_YOUR INSTRUCTIONS_
Find each line that has the string "React" and give the total, with nothing else.

_MATERIAL FOR THE TASK_
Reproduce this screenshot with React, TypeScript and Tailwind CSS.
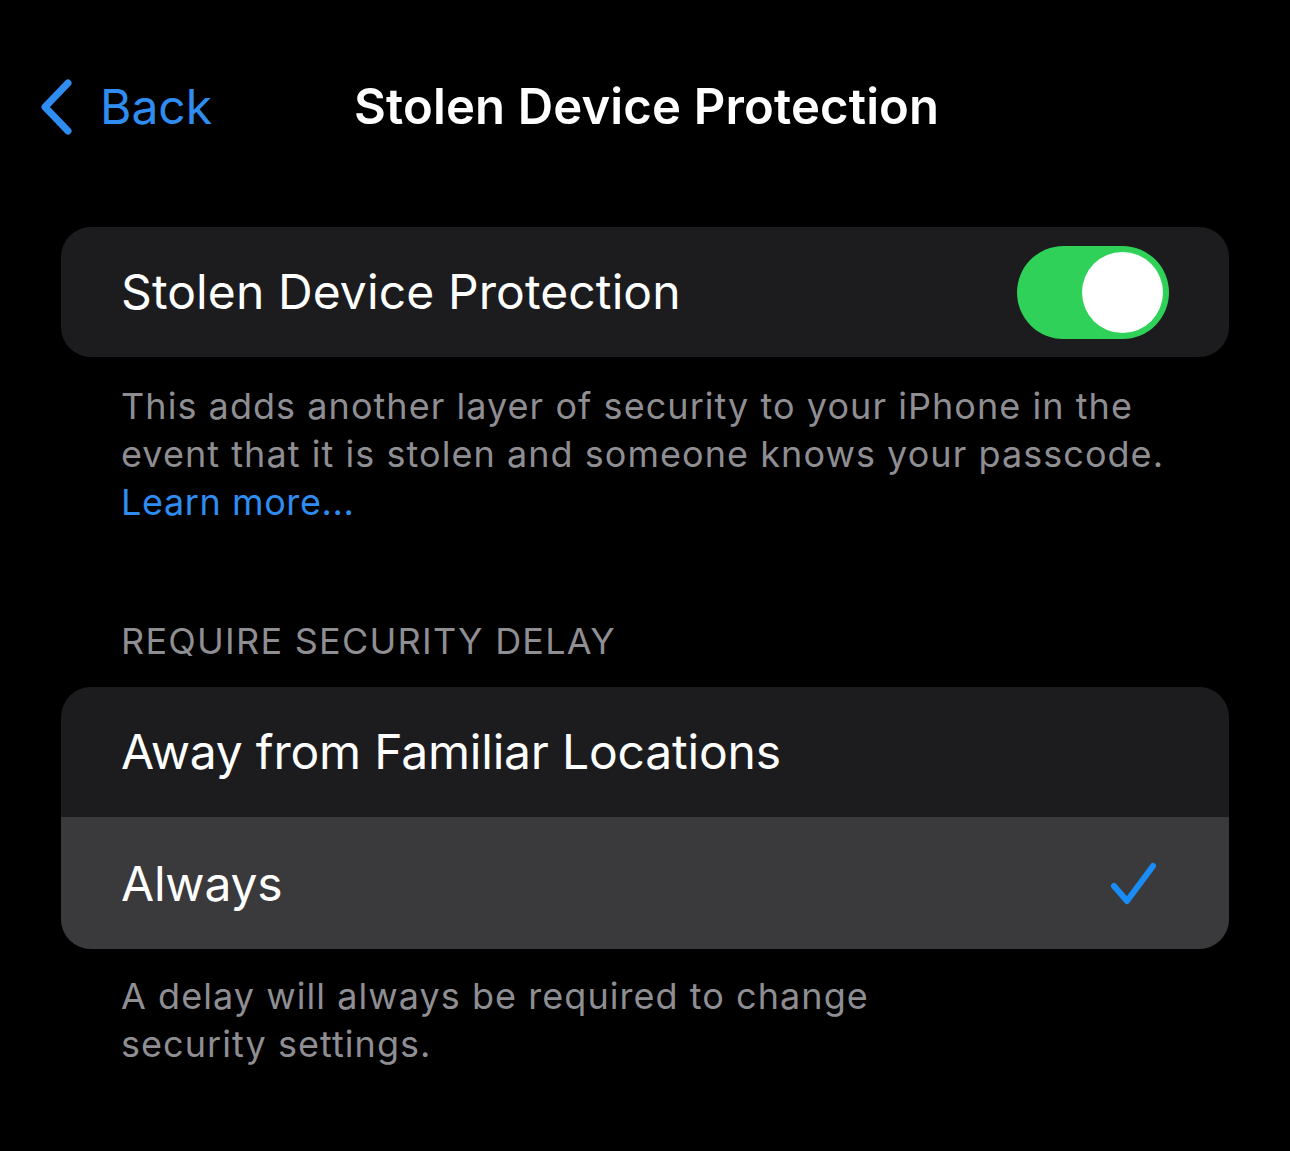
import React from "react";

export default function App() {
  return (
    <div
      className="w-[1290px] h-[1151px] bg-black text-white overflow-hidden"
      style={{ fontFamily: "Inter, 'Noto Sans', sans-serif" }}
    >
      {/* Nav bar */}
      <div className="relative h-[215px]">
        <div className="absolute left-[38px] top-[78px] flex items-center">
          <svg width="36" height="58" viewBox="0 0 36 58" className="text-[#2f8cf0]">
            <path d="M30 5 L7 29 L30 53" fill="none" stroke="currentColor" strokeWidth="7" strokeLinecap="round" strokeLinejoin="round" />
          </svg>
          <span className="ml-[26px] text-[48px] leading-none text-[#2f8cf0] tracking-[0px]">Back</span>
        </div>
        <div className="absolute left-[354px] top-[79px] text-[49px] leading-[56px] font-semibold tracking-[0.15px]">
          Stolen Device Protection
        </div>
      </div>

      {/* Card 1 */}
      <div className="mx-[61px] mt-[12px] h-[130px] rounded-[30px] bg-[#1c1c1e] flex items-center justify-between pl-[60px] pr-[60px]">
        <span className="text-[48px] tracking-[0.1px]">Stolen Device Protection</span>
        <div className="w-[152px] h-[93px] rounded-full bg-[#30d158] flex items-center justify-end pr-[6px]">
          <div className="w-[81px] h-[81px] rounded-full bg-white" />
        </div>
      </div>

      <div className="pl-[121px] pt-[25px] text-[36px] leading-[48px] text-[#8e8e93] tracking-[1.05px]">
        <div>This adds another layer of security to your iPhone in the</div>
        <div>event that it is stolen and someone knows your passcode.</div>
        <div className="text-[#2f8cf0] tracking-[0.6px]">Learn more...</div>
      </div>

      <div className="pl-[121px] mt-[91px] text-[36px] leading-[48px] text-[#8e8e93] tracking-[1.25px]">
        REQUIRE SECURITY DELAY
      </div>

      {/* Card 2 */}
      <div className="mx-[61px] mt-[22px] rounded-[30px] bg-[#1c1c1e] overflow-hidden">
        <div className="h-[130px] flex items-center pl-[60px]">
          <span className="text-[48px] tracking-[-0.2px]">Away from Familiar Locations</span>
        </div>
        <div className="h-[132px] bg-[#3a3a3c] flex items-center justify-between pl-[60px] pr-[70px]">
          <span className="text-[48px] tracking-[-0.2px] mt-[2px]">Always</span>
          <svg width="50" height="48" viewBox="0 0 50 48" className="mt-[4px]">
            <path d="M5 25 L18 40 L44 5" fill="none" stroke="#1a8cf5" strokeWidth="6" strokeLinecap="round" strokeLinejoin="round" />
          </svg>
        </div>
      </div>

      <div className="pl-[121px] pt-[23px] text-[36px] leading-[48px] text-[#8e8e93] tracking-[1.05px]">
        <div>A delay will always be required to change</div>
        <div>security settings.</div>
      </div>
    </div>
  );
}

==

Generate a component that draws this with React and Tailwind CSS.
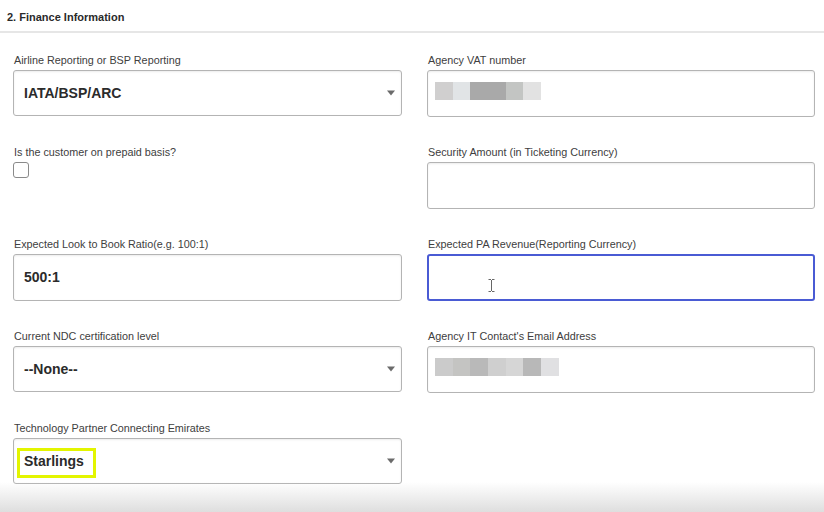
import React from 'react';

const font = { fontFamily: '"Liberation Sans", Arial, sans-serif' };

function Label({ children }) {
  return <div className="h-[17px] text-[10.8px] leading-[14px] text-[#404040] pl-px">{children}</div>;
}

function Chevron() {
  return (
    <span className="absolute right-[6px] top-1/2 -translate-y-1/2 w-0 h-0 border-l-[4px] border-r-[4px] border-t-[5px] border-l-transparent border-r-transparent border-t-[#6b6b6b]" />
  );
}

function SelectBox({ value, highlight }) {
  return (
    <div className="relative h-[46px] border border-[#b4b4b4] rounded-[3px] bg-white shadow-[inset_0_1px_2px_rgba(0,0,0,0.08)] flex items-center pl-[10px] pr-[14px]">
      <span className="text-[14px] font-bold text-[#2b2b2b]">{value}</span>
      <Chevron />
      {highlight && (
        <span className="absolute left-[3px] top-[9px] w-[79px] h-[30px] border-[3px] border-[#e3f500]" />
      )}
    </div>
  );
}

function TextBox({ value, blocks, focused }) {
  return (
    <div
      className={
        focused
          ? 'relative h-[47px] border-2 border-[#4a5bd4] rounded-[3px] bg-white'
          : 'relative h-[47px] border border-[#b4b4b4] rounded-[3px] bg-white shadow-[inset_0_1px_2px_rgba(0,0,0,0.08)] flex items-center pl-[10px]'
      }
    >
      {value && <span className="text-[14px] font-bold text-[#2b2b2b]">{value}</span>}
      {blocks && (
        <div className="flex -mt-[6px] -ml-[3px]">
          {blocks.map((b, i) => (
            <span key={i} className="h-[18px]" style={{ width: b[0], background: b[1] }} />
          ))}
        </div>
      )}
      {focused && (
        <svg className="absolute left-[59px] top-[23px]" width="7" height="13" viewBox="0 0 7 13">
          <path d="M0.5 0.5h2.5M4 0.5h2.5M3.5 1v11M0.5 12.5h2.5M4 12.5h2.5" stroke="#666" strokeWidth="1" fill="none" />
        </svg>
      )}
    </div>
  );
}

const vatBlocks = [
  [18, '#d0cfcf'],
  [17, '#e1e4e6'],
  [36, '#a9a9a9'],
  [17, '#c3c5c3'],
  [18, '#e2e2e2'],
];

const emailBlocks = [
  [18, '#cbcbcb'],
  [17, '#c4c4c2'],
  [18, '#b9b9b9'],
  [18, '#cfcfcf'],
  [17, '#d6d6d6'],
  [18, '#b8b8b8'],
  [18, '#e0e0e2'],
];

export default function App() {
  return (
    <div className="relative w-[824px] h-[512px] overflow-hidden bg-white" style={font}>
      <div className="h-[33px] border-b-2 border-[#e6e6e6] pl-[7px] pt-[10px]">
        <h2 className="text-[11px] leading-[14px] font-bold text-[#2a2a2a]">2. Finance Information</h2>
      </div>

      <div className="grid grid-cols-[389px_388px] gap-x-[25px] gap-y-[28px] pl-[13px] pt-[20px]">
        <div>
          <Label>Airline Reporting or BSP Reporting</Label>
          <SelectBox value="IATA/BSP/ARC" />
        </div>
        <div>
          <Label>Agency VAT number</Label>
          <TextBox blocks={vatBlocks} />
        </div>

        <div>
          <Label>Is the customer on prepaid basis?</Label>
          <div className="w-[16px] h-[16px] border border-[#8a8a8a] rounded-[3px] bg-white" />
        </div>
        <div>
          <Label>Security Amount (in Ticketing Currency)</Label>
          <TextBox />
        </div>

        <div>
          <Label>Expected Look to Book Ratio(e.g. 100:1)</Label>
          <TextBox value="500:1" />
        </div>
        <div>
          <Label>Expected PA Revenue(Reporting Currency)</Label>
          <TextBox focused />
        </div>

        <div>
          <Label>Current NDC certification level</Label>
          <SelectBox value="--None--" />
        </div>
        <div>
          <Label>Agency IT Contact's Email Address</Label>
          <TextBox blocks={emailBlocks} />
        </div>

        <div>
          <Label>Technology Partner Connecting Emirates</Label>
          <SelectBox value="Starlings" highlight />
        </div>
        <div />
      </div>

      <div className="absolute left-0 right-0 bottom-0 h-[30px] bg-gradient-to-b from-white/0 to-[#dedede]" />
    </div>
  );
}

_SOLUTION FOR THIS PROBLEM_
4